PROBLEM REQUIREMENTS ->
Find every line with the word "What". Copy those lines.

DATASET ->
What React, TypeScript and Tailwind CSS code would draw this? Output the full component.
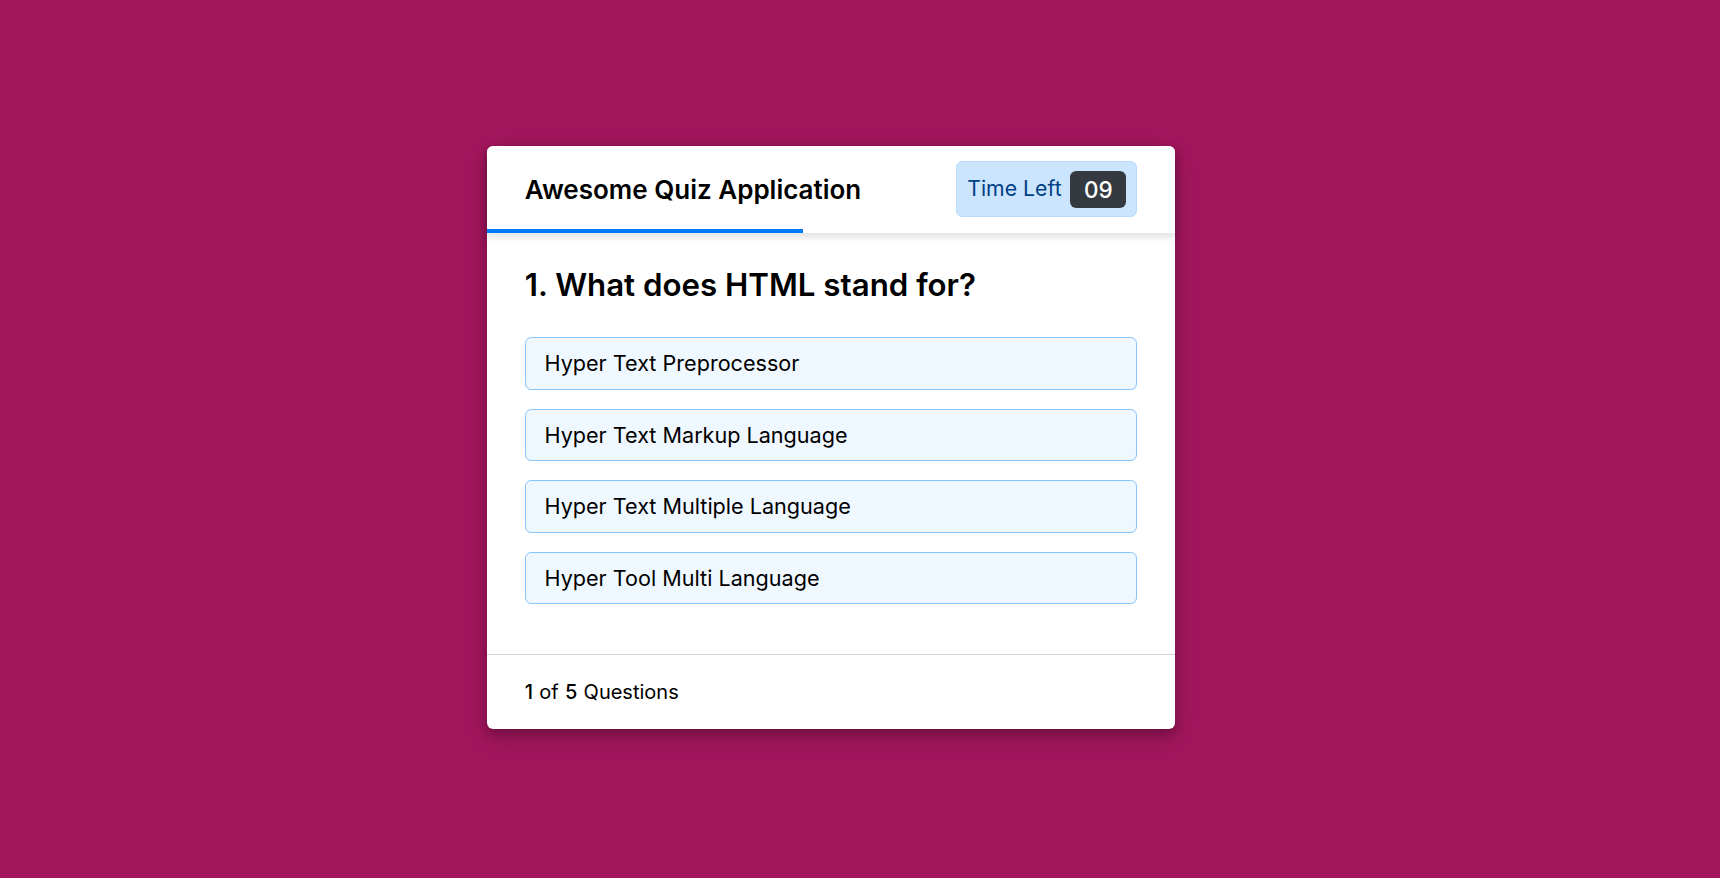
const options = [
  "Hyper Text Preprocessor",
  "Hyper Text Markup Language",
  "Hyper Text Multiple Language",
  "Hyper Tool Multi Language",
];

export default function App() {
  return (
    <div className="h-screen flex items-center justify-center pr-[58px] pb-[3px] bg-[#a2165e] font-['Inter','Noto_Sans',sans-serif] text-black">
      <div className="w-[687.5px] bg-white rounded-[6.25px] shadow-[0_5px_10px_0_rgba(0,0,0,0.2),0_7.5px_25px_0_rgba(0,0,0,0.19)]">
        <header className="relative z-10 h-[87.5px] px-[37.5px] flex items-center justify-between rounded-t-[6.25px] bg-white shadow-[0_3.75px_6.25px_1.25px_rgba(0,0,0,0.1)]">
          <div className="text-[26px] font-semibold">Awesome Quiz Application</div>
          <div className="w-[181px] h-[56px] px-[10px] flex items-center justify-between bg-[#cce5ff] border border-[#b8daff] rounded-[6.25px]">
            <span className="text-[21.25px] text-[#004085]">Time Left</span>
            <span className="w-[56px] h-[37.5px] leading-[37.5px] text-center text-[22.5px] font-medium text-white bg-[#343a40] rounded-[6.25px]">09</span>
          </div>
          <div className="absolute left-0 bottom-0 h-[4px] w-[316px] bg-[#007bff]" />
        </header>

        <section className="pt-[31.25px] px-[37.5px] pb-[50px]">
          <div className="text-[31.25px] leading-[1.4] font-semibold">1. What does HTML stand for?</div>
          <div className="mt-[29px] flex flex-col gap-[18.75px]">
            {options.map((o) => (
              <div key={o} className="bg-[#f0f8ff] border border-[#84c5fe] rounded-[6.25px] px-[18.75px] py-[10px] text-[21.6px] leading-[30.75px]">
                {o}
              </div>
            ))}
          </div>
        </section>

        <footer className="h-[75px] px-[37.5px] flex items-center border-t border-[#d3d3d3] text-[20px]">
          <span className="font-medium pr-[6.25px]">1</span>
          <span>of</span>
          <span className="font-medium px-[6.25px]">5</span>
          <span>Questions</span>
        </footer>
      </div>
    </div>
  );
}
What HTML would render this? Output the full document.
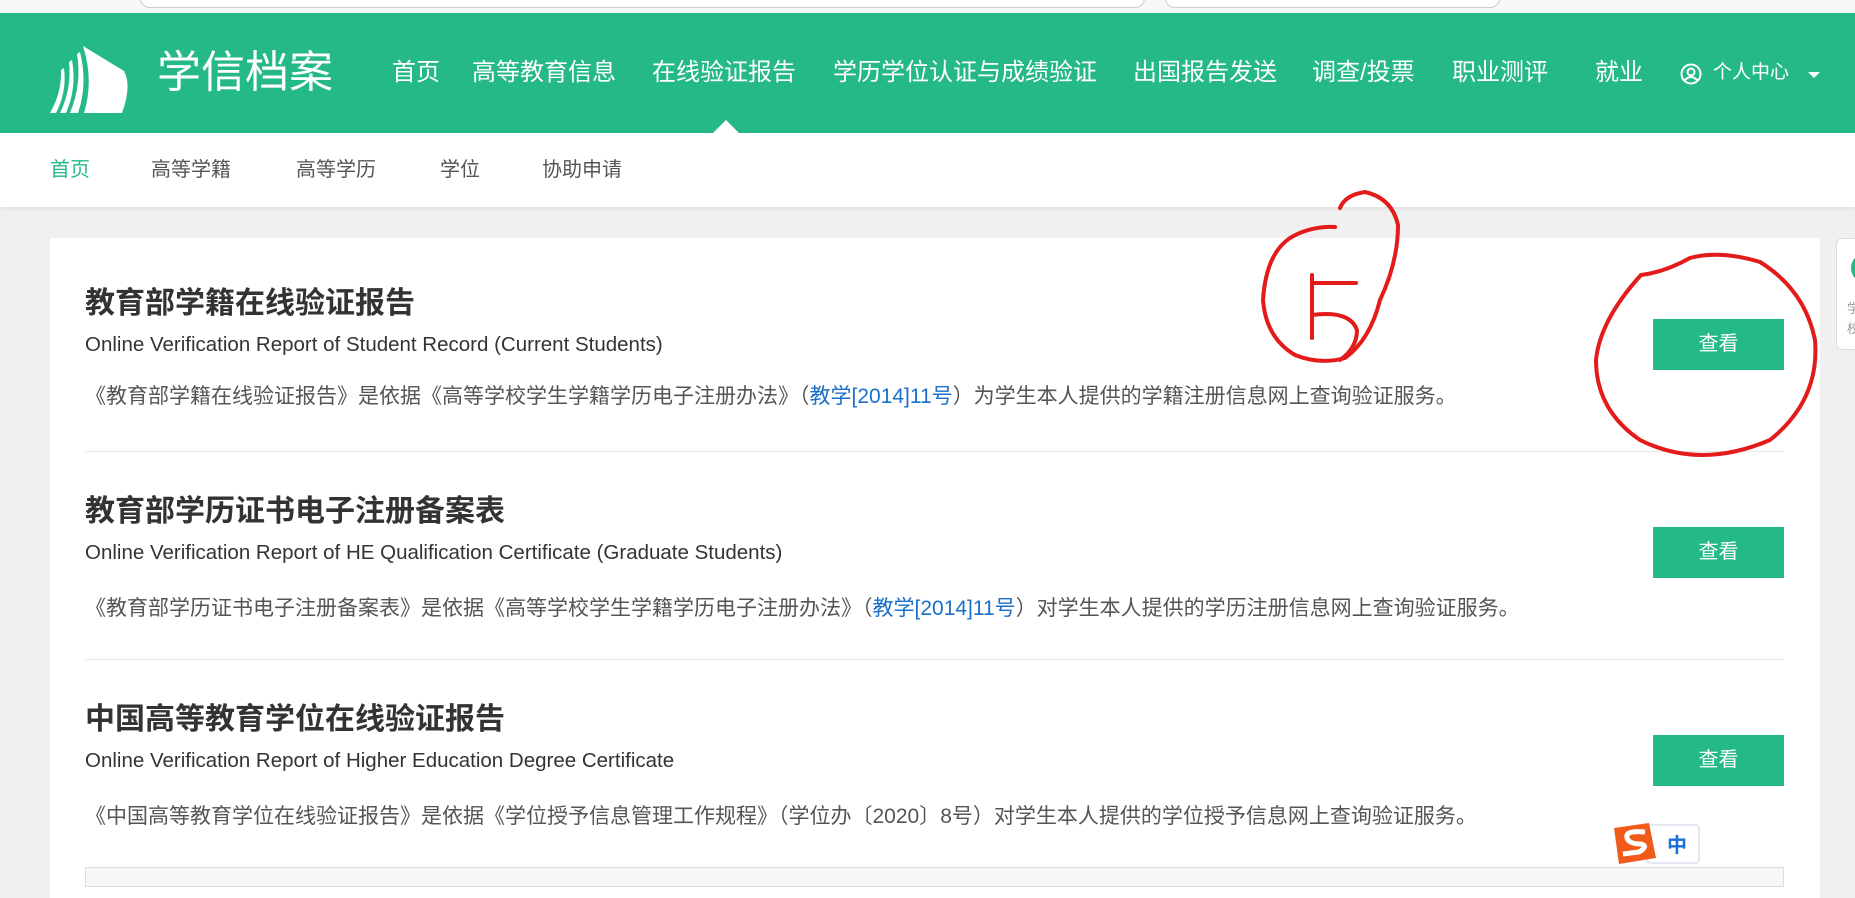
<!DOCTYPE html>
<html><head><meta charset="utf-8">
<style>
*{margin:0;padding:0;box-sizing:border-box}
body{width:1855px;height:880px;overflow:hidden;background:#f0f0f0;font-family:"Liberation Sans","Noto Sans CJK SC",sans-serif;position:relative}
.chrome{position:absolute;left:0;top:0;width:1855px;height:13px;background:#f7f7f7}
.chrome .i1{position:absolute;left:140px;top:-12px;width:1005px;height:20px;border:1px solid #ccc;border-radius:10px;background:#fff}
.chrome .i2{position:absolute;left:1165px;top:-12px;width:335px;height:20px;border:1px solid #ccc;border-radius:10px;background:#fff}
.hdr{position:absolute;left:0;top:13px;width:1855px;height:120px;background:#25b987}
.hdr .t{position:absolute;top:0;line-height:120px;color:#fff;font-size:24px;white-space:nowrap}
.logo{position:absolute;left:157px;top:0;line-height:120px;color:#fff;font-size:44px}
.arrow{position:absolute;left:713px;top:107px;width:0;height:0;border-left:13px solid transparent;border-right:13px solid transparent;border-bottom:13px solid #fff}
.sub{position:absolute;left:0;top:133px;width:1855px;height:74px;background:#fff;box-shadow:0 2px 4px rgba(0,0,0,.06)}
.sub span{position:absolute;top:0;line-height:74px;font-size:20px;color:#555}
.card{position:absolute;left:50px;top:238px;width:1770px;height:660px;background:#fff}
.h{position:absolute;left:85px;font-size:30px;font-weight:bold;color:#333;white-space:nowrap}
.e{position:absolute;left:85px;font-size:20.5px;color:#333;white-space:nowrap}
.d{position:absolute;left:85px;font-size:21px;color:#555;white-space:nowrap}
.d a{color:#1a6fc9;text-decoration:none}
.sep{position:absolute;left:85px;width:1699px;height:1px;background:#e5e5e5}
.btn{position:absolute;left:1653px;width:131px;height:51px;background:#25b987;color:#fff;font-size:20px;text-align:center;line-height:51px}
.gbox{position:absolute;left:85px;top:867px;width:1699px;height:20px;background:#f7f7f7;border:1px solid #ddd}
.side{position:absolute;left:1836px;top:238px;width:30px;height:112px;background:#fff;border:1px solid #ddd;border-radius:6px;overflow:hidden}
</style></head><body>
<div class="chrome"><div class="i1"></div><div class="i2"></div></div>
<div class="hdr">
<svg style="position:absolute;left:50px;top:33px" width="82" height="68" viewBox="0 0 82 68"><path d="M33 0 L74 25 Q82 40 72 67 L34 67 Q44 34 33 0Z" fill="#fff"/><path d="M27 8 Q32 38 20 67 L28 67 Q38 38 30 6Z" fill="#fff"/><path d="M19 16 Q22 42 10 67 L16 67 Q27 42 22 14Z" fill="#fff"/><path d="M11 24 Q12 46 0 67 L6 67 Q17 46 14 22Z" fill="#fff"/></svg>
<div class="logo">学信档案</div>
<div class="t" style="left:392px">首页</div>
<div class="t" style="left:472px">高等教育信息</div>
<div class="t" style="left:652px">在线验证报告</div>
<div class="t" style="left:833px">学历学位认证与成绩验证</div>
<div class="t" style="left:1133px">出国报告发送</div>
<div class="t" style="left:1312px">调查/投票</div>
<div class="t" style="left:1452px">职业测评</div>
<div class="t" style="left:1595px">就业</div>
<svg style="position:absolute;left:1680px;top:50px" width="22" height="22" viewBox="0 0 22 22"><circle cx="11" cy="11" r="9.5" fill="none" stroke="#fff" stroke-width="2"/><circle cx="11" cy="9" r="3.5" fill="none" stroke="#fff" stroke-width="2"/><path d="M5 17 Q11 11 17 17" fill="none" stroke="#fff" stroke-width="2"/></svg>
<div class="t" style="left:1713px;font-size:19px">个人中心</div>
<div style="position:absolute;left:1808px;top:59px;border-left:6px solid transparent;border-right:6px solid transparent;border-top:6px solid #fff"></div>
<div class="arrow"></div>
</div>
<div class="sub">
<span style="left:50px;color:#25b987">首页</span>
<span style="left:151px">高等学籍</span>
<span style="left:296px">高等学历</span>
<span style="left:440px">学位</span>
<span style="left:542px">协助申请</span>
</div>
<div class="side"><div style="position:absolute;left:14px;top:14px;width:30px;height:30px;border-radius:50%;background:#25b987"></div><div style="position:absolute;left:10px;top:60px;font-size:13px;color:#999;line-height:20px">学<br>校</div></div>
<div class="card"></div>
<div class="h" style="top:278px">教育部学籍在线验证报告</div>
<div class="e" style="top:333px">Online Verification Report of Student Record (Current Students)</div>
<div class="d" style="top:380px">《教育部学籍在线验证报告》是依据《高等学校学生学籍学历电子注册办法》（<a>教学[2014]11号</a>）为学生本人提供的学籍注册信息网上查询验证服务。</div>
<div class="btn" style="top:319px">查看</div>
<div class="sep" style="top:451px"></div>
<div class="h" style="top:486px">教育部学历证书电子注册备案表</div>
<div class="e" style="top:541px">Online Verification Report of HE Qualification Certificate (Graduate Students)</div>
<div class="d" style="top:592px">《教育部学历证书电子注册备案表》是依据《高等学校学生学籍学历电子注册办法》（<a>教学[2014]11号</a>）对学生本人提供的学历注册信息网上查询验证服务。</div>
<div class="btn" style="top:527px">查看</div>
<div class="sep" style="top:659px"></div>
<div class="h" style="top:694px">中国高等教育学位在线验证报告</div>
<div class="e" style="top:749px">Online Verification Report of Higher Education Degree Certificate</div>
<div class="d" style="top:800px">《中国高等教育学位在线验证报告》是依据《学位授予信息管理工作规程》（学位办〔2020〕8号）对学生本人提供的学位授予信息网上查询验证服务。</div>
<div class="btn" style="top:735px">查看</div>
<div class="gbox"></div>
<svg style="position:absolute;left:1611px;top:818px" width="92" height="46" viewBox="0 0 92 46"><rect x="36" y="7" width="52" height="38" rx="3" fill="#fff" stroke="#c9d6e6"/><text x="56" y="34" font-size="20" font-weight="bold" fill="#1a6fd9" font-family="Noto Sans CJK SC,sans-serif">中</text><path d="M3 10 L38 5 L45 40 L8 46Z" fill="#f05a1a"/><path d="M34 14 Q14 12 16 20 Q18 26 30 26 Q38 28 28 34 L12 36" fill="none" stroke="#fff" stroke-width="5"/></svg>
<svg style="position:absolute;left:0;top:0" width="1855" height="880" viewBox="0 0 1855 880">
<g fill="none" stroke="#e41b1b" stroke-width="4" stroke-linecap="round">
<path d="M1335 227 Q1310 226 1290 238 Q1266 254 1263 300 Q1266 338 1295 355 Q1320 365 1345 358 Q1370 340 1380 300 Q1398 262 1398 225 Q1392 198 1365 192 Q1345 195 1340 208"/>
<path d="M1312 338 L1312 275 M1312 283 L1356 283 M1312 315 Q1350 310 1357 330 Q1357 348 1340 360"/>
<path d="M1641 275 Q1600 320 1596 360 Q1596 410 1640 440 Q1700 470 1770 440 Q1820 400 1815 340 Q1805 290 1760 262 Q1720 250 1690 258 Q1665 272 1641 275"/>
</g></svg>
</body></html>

FULL RESPONSE ->
What React, TypeScript and Tailwind CSS code would draw this? Output the full component.
          <div className="text-[31.25px] leading-[1.4] font-semibold">1. What does HTML stand for?</div>
What HTML would render this? Output the full document.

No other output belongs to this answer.